Für die kurze Zeit, die er in Deutschland ist, spricht Basid schon sehr gut Deutsch. Er geht zu Sprachkursen und versucht auch sonst in seiner Freizeit alles, um sich besser an seine neue Umgebung zu gewöhnen. Ein wichtiger Teil ist schon sein ganzes Leben lang die Musik, wie der 17-Jährige verrät: „Ich mag Musik sehr und wollte schon immer singen. Es ist nicht immer einfach draußen, viele mögen uns nicht. Hier haben aber alle Respekt vor uns, wir fühlen uns wirklich wohl.“ Sein Freund Jawad ergänzt: „Wir können hier viele neue Leute kennenlernen. Das hilft uns.“

Bei einem Messdiener-Treffen besuchten die Flüchtlinge zum ersten Mal die Gemeinde. Als Basid anmerkte, dass er selber auch gerne singe, wurde die Idee schnell konkret. Initiiert wurde das Ganze aber nicht etwa von Jachtmann selbst, sondern von den Mädchen aus dem Jugendchor. Als eines Tages auch männliche Teilnehmer vor ihm standen, war der Chorleiter ganz überrascht. Jachtmann sagt: „Ich wusste von all dem gar nichts. Da war ich ziemlich verwundert. Dann habe ich mir aber schnell überlegt, wie ich sie am besten einbinden kann.“

Doch wenn ein Chor zwei Jahre lang nur aus Mädchen besteht, ist die plötzliche Umstellung gar nicht mal so einfach. Doch Norbert Jachtmann leitet auch den Erwachsenenchor, hat genug Erfahrung, um mit der Situation umzugehen.

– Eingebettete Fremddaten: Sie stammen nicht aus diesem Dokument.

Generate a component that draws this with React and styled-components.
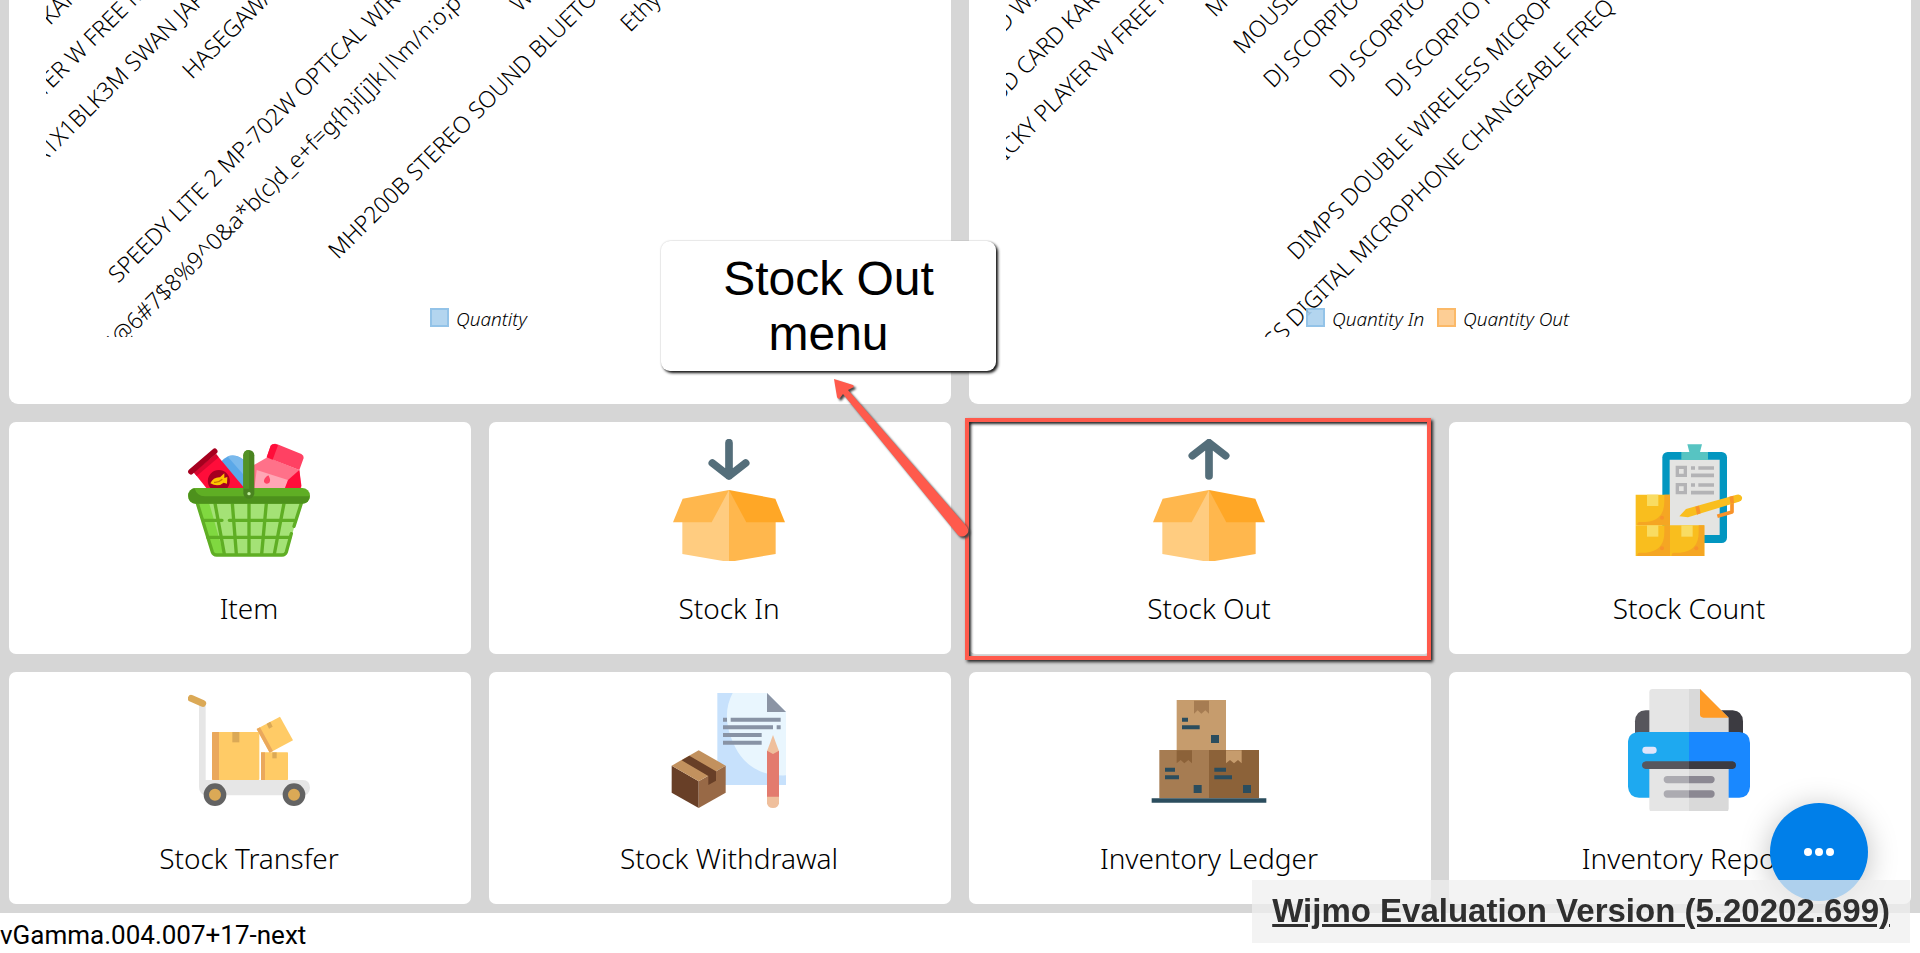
import React from "react";
import styled, { createGlobalStyle } from "styled-components";

const GlobalStyle = createGlobalStyle`
  * {
    box-sizing: border-box;
  }

  body {
    margin: 0;
    background: #fff;
    color: #000;
    font-family: "Noto Sans", "Open Sans", sans-serif;
    overflow: hidden;
  }
`;

const Dashboard = styled.main`
  display: flex;
  flex-direction: column;
  gap: 18px;
  padding: 0 9px 9px;
  background: #d6d6d6;
`;

const Charts = styled.div`
  display: grid;
  grid-template-columns: repeat(2, 1fr);
  gap: 18px;
`;

const ChartCard = styled.section`
  padding: 0 18px 67px 37px;
  background: #fff;
  border-radius: 0 0 9px 9px;
`;

const ChartSvg = styled.svg`
  display: block;
  width: 100%;
  height: 337px;
  overflow: hidden;
`;

const AxisLabel = styled.text`
  font-size: 23px;
  font-weight: 350;
`;

const LegendLabel = styled.text`
  font-size: 19px;
  font-style: italic;
  font-weight: 350;
`;

const Tiles = styled.nav`
  display: grid;
  grid-template-columns: repeat(4, 1fr);
  gap: 18px;
`;

const TileBox = styled.div`
  position: relative;
`;

const Tile = styled.a`
  display: flex;
  flex-direction: column;
  align-items: center;
  gap: 27px;
  padding: 17px 0 26px 18px;
  background: #fff;
  border-radius: 7px;
  color: #000;
  text-decoration: none;
`;

const TileIcon = styled.svg`
  width: 122px;
  height: 122px;
`;

const TileLabel = styled.span`
  font-size: 28px;
  font-weight: 350;
  line-height: 40px;
`;

const Highlight = styled.div`
  position: absolute;
  z-index: 2;
  inset: -4px 0 -6px -4px;
  border: 4px solid #ff5a4c;
  box-shadow: 2px 2px 3px #222, inset 2px 2px 3px #222;
  pointer-events: none;
`;

const Callout = styled.div`
  position: absolute;
  z-index: 2;
  left: -308px;
  bottom: 283px;
  width: 335px;
  padding: 10px 40px;
  background: #fff;
  border-radius: 9px;
  box-shadow: 2px 2px 3px #111, 0 0 2px #ccc;
  font-family: "Liberation Sans", Arial, sans-serif;
  font-size: 48px;
  line-height: 55px;
  text-align: center;
`;

const Arrow = styled.svg`
  position: absolute;
  z-index: 3;
  left: -144px;
  top: -48px;
  width: 150px;
  height: 170px;
  filter: drop-shadow(2px 2px 1px #444);
  pointer-events: none;
`;

const Version = styled.footer`
  padding-top: 4px;
  font-family: Roboto, sans-serif;
  font-size: 26px;
  line-height: 36px;
`;

const Fab = styled.button`
  position: fixed;
  z-index: 4;
  right: 52px;
  bottom: 52px;
  display: flex;
  align-items: center;
  justify-content: center;
  width: 98px;
  height: 98px;
  padding: 0;
  border: 0;
  border-radius: 50%;
  background: #007fe9;
  box-shadow: 0 4px 30px rgba(0, 0, 0, 0.25);
`;

const Banner = styled.div`
  position: fixed;
  z-index: 5;
  right: 10px;
  bottom: 10px;
  padding: 11px 20px 12px;
  background: rgba(239, 239, 239, 0.73);
  font-family: "Liberation Sans", Arial, sans-serif;
  font-size: 33px;
  font-weight: bold;
  line-height: 40px;
`;

const BannerLink = styled.a`
  color: #2f2f2f;
`;

const BLUE = { fill: "#abd1ee", stroke: "#88bde6" };
const ORANGE = { fill: "#fdc98a", stroke: "#fbb258" };

const stockLabels = [
  { x: 4, y: 26, text: "KAR" },
  { x: -3, y: 98, text: "YER W FREE M" },
  { x: -5, y: 166, text: "A1X1BLK3M SWAN JAP" },
  { x: 146, y: 80, text: "HASEGAWA" },
  { x: 72, y: 284, text: "SPEEDY LITE 2 MP-702W OPTICAL WIR" },
  { x: 62, y: 359, text: "!5@6#7$8%9^0&a*b(c)d_e+f=g{h}i[j]k|l\\m/n:o;p" },
  { x: 474, y: 13, text: "WI" },
  { x: 292, y: 260, text: "MHP200B STEREO SOUND BLUETO" },
  { x: 584, y: 33, text: "Ethyl" },
];

const movementLabels = [
  { x: -2, y: 33, text: "D WI" },
  { x: -5, y: 101, text: "SD CARD KAR" },
  { x: 0, y: 161, text: "ICKY PLAYER W FREE M" },
  { x: 209, y: 18, text: "MT" },
  { x: 237, y: 55, text: "MOUSE" },
  { x: 267, y: 89, text: "DJ SCORPIO" },
  { x: 333, y: 89, text: "DJ SCORPIO" },
  { x: 389, y: 98, text: "DJ SCORPIO M" },
  { x: 291, y: 261, text: "DIMPS DOUBLE WIRELESS MICROPH" },
  { x: 268, y: 350, text: "SS DIGITAL MICROPHONE CHANGEABLE FREQ" },
];

const stockLegend = [{ x: 384, color: BLUE, text: "Quantity" }];

const movementLegend = [
  { x: 300, color: BLUE, text: "Quantity In" },
  { x: 431, color: ORANGE, text: "Quantity Out" },
];

function Chart({ labels, legend }) {
  return (
    <ChartCard>
      <ChartSvg>
        {labels.map(({ x, y, text }) => (
          <AxisLabel key={x + text} transform={`translate(${x} ${y}) rotate(-45)`}>
            {text}
          </AxisLabel>
        ))}
        {legend.map(({ x, color, text }) => (
          <g key={text}>
            <rect
              x={x + 1}
              y="309"
              width="17"
              height="17"
              fill={color.fill}
              stroke={color.stroke}
              strokeWidth="2"
              opacity="0.9"
            />
            <LegendLabel x={x + 26} y="326">
              {text}
            </LegendLabel>
          </g>
        ))}
      </ChartSvg>
    </ChartCard>
  );
}

function ItemIcon() {
  return (
    <TileIcon viewBox="84 57 366 366">
      <path d="M184 124Q207 99 236 110L256 124V206H230Z" fill="#5ba8e8" />
      <path d="M202 109Q220 103 240 112L256 122V170Z" fill="#7ab9ec" />
      <path d="M101 157L168 102L256 208H142Z" fill="#ff0d3a" />
      <path d="M101 157L168 102L176 112L110 168Z" fill="#d90730" />
      <path d="M93 155L164 94" stroke="#a6001f" strokeWidth="17" strokeLinecap="round" />
      <path d="M153 206A33 33 0 1 1 200 206Z" fill="#a6001f" />
      <path
        d="M151 190Q160 171 180 172L193 160L193 174L202 171L201 191L191 188Q174 203 151 190Z"
        fill="#ffc400"
      />
      <path d="M162 187Q175 189 187 178" stroke="#c77900" strokeWidth="4" fill="none" />
      <path d="M280 136L322 112L418 150L424 206H280Z" fill="#ff7189" />
      <path d="M341 72Q346 70 352 73L424 102Q432 106 431 114L418 150L320 112L332 77Q335 72 341 72Z" fill="#ff4163" />
      <path d="M320 112L332 77Q336 71 345 72L354 76L338 119Z" fill="#ff0d3a" />
      <path d="M290 150L384 180L375 206H283Z" fill="#ffa6b5" />
      <path d="M418 150L424 196Q424 206 416 206H374L384 180Z" fill="#ff0d3a" />
      <path d="M325 166Q334 180 328 188Q318 195 312 186Q310 175 325 166Z" fill="#ff4163" />
      <path d="M110 248H424L381 396Q378 405 368 405H168Q158 405 155 396Z" fill="#a4e276" />
      <path d="M110 248H147L192 405H168Q158 405 155 396Z" fill="#80d840" />
      <g fill="none" stroke="#5fae24" strokeWidth="10" strokeLinecap="round">
        <path d="M112 250L157 396Q160 405 170 405H366Q376 405 379 396L394 341" />
        <path d="M424 250L402 319" />
        <path d="M165 250L193 402M217 250L229 402M267 250V402M319 250L305 402M372 250L343 402" />
        <path d="M130 301H186M208 301H402M143 352H390" />
      </g>
      <rect x="84" y="204" width="366" height="47" rx="23" fill="#5fae24" />
      <path d="M85 222Q91 207 104 205Q110 228 134 229H449Q448 251 426 251H108Q84 251 85 222Z" fill="#4d911c" />
      <rect x="250" y="90" width="33" height="146" rx="16" fill="#4a8420" />
      <path d="M250 106Q251 90 267 90V206H250Z" fill="#539326" />
      <circle cx="267" cy="221" r="5" fill="#c0efa0" />
    </TileIcon>
  );
}

function BoxIcon({ up }) {
  return (
    <TileIcon viewBox="84 57 366 366">
      <path
        d={up ? "M267 168V70M217 107L267 68L317 107" : "M267 68V168M217 129L267 168L317 129"}
        fill="none"
        stroke="#546e7a"
        strokeWidth="23"
        strokeLinecap="round"
        strokeLinejoin="round"
      />
      <path d="M127 300L267 210V426L127 402Z" fill="#ffcc80" />
      <path d="M267 210L407 300V402L267 426Z" fill="#ffb74d" />
      <path d="M267 210L128 236L99 307H215Z" fill="#ffb74d" />
      <path d="M267 210L406 236L435 307H319Z" fill="#ffa726" />
    </TileIcon>
  );
}

function Carton({ x, y }) {
  return (
    <g transform={`translate(${x} ${y})`}>
      <path d="M0 0H103V92H0Z" fill="#f9be1e" />
      <path d="M86 0H103V92H5V88Q5 82 12 82H30Q86 78 86 20Z" fill="#f5a623" />
      <path d="M34 0H68V34H34Z" fill="#f9dc62" />
      <circle cx="79" cy="69" r="6" fill="#f8932a" />
    </g>
  );
}

function CountIcon() {
  return (
    <TileIcon viewBox="84 57 366 366">
      <rect x="187" y="96" width="194" height="273" rx="16" fill="#0296c0" />
      <path d="M209 119H359V345H209Z" fill="#e4e4e2" />
      <path d="M244 120V96H268L262 73H306L300 96H324V120Z" fill="#57c4c2" />
      <g fill="none" stroke="#b3b3b5" strokeWidth="10">
        <path d="M232 142H256V166H232ZM232 194H256V218H232Z" />
        <path d="M273 144H285M295 144H342M273 166H342M273 195H285M295 195H342M273 218H342" strokeWidth="11" />
      </g>
      <path d="M352 289L396 276L396 232" fill="none" stroke="#f8932a" strokeWidth="11" strokeLinejoin="round" />
      <path d="M238 289L258 267L410 224Q422 221 426 231Q428 241 417 245L264 292Z" fill="#f9be1e" />
      <path d="M286 260L297 257L302 280L291 284ZM388 230L400 227L402 249L392 252Z" fill="#f8932a" />
      <Carton x={107} y={224} />
      <Carton x={107} y={316} />
      <Carton x={210} y={316} />
    </TileIcon>
  );
}

function TransferIcon() {
  return (
    <TileIcon viewBox="114 27 366 366">
      <path d="M147 75H167V300H458Q480 301 480 323Q479 346 456 346H170Q147 344 147 320Z" fill="#e6e6e6" />
      <path d="M124 55L158 70" stroke="#dba956" strokeWidth="21" strokeLinecap="round" />
      <rect x="186" y="156" width="142" height="144" rx="3" fill="#ffcb66" />
      <path d="M186 159Q186 156 189 156H207V300H189Q186 300 186 297Z" fill="#eaa85c" />
      <path d="M247 156H268V187H247Z" fill="#dba956" />
      <rect x="333" y="217" width="81" height="83" rx="2" fill="#ffcb66" />
      <path d="M333 217H345V300H333Z" fill="#eaa85c" />
      <path d="M367 217H380V235H367Z" fill="#dba956" />
      <path d="M320 147L390 110L429 181L359 218Z" fill="#ffcb66" />
      <path d="M320 147L330 142L369 213L359 218Z" fill="#eaa85c" />
      <path d="M350 131L361 125L368 140L357 146Z" fill="#dba956" />
      <g fill="#dba956" stroke="#636363" strokeWidth="16">
        <circle cx="195" cy="344" r="26" />
        <circle cx="432" cy="344" r="26" />
      </g>
    </TileIcon>
  );
}

function WithdrawalIcon() {
  return (
    <TileIcon viewBox="174 27 366 366">
      <path d="M322 39H471L528 96V315H322Z" fill="#c7e1fc" />
      <path d="M368 39H471L528 96V286Q420 290 375 200Q330 110 368 39Z" fill="#e9f6fe" />
      <path d="M471 39L528 96H471Z" fill="#8b94a4" />
      <path
        d="M339 119H351M362 119H512M339 142H489M500 142H512M339 165H455M339 188H455"
        stroke="#8893a5"
        strokeWidth="12"
      />
      <path d="M489 165L507 214V370Q505 384 489 384Q473 384 471 370V214Z" fill="#efbf9c" />
      <path d="M471 212L489 222L507 212V350H471Z" fill="#e37b6e" />
      <path d="M185 257L266 304V384L185 338Z" fill="#683f27" />
      <path d="M347 257L266 304V384L347 338Z" fill="#986946" />
      <path d="M266 211L347 257L266 304L185 257Z" fill="#c2915e" />
      <path d="M238 227L318 274V302L295 315V288L215 241Z" fill="#683f27" />
    </TileIcon>
  );
}

function LedgerIcon() {
  return (
    <TileIcon viewBox="174 27 366 366">
      <path d="M260 60H408V211H260Z" fill="#c69c6d" />
      <path d="M208 210H357V355H208Z" fill="#a67c52" />
      <path d="M357 210H507V355H357Z" fill="#8c6239" />
      <path d="M312 62H357V101L346 91L334 101L323 91L312 101Z" fill="#a67c52" />
      <path d="M260 211H306V250L295 240L283 250L272 240L260 250Z" fill="#8c6239" />
      <path d="M408 211H455V250L444 240L432 250L420 240L408 250Z" fill="#c69c6d" />
      <path
        d="M276 119H294M276 142H329M225 269H255M225 292H267M373 269H408M373 292H426"
        stroke="#2b4d5e"
        strokeWidth="12"
      />
      <path d="M363 165H387V189H363ZM311 315H335V339H311ZM459 315H483V339H459ZM185 355H529V368H185Z" fill="#2b4d5e" />
    </TileIcon>
  );
}

function PrinterIcon() {
  return (
    <TileIcon viewBox="204 57 366 366">
      <path d="M225 190V154Q227 122 257 121H387V190Z" fill="#57565c" />
      <path d="M387 121H518Q548 123 549 154V190H387Z" fill="#3c3b41" />
      <path d="M387 57H278Q268 57 268 67V190H387Z" fill="#e5e5e5" />
      <path d="M387 57H420L506 143V190H387Z" fill="#d9d9d9" />
      <path d="M420 57L506 143H430Q420 143 420 133Z" fill="#ff9b26" />
      <path d="M387 186H237Q204 188 204 219V350Q206 381 237 383H387Z" fill="#1ea9f0" />
      <path d="M387 186H538Q570 188 570 219V350Q568 381 538 383H387Z" fill="#1988ff" />
      <rect x="247" y="230" width="43" height="21" rx="10" fill="#e1e5fb" />
      <path d="M387 290H268V415Q268 426 278 426H387Z" fill="#e5e5e5" />
      <path d="M387 290H506V415Q506 426 496 426H387Z" fill="#d9d9d9" />
      <path d="M387 274H257Q246 276 246 285Q246 296 257 297H387Z" fill="#57565c" />
      <path d="M387 274H518Q528 276 528 285Q528 296 518 297H387Z" fill="#3c3b41" />
      <path d="M387 318H322Q311 319 311 328Q311 339 322 340H387ZM387 361H322Q311 362 311 371Q311 382 322 383H387Z" fill="#acabb1" />
      <path d="M387 318H453Q464 319 464 328Q464 339 453 340H387ZM387 361H453Q464 362 464 371Q464 382 453 383H387Z" fill="#8b8892" />
    </TileIcon>
  );
}

const tiles = [
  { label: "Item", icon: <ItemIcon /> },
  { label: "Stock In", icon: <BoxIcon /> },
  { label: "Stock Out", icon: <BoxIcon up />, annotated: true },
  { label: "Stock Count", icon: <CountIcon /> },
  { label: "Stock Transfer", icon: <TransferIcon /> },
  { label: "Stock Withdrawal", icon: <WithdrawalIcon /> },
  { label: "Inventory Ledger", icon: <LedgerIcon /> },
  { label: "Inventory Report", icon: <PrinterIcon /> },
];

function Annotation() {
  return (
    <>
      <Highlight />
      <Callout>Stock Out menu</Callout>
      <Arrow viewBox="0 0 150 170">
        <path
          d="M9 5L28 11Q30 13 27 14L23 16L142 153Q145 158 141 161Q137 164 133 161L18 20L15 24Q13 26 12 23Z"
          fill="#ff5a4c"
        />
      </Arrow>
    </>
  );
}

export default function App() {
  return (
    <>
      <GlobalStyle />
      <Dashboard>
        <Charts>
          <Chart labels={stockLabels} legend={stockLegend} />
          <Chart labels={movementLabels} legend={movementLegend} />
        </Charts>
        <Tiles>
          {tiles.map(({ label, icon, annotated }) => (
            <TileBox key={label}>
              <Tile href="#">
                {icon}
                <TileLabel>{label}</TileLabel>
              </Tile>
              {annotated && <Annotation />}
            </TileBox>
          ))}
        </Tiles>
      </Dashboard>
      <Version>vGamma.004.007+17-next</Version>
      <Fab aria-label="More actions">
        <svg width="30" height="10" viewBox="0 0 30 10" fill="#fff">
          <circle cx="4" cy="5" r="4" />
          <circle cx="15" cy="5" r="4" />
          <circle cx="26" cy="5" r="4" />
        </svg>
      </Fab>
      <Banner>
        <BannerLink href="#">Wijmo Evaluation Version (5.20202.699)</BannerLink>
      </Banner>
    </>
  );
}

Und dennoch kam auch Jachtmann am Anfang etwas ins Grübeln. „Für mich war es schon ungewohnt. Es ist schwierig, eine gute Balance zu finden. Einerseits sollen die Mädchen weiter gefördert werden, auf der anderen Seite sollen die Jungs auch mitsingen können.“ Die Liederauswahl wurde ein wenig geändert, alles wurde ein bisschen einfacher. Englischsprachige Lieder rückten mehr in den Fokus. „Es fällt einem erst dann auf, wie viel eigentlich gemeinsam gesungen werden kann. Ich war überrascht, wie gut es funktioniert hat“, sagt Jachtmann.

Der erste große gemeinsame Höhepunkt folgte dann beim Gemeindefest. Im Hof der St. Anna Pfarrgemeinde sang der Mädchenchor mit Basid und Jawad das eingeübte Programm, auch wurden spontan neue Lieder angestimmt.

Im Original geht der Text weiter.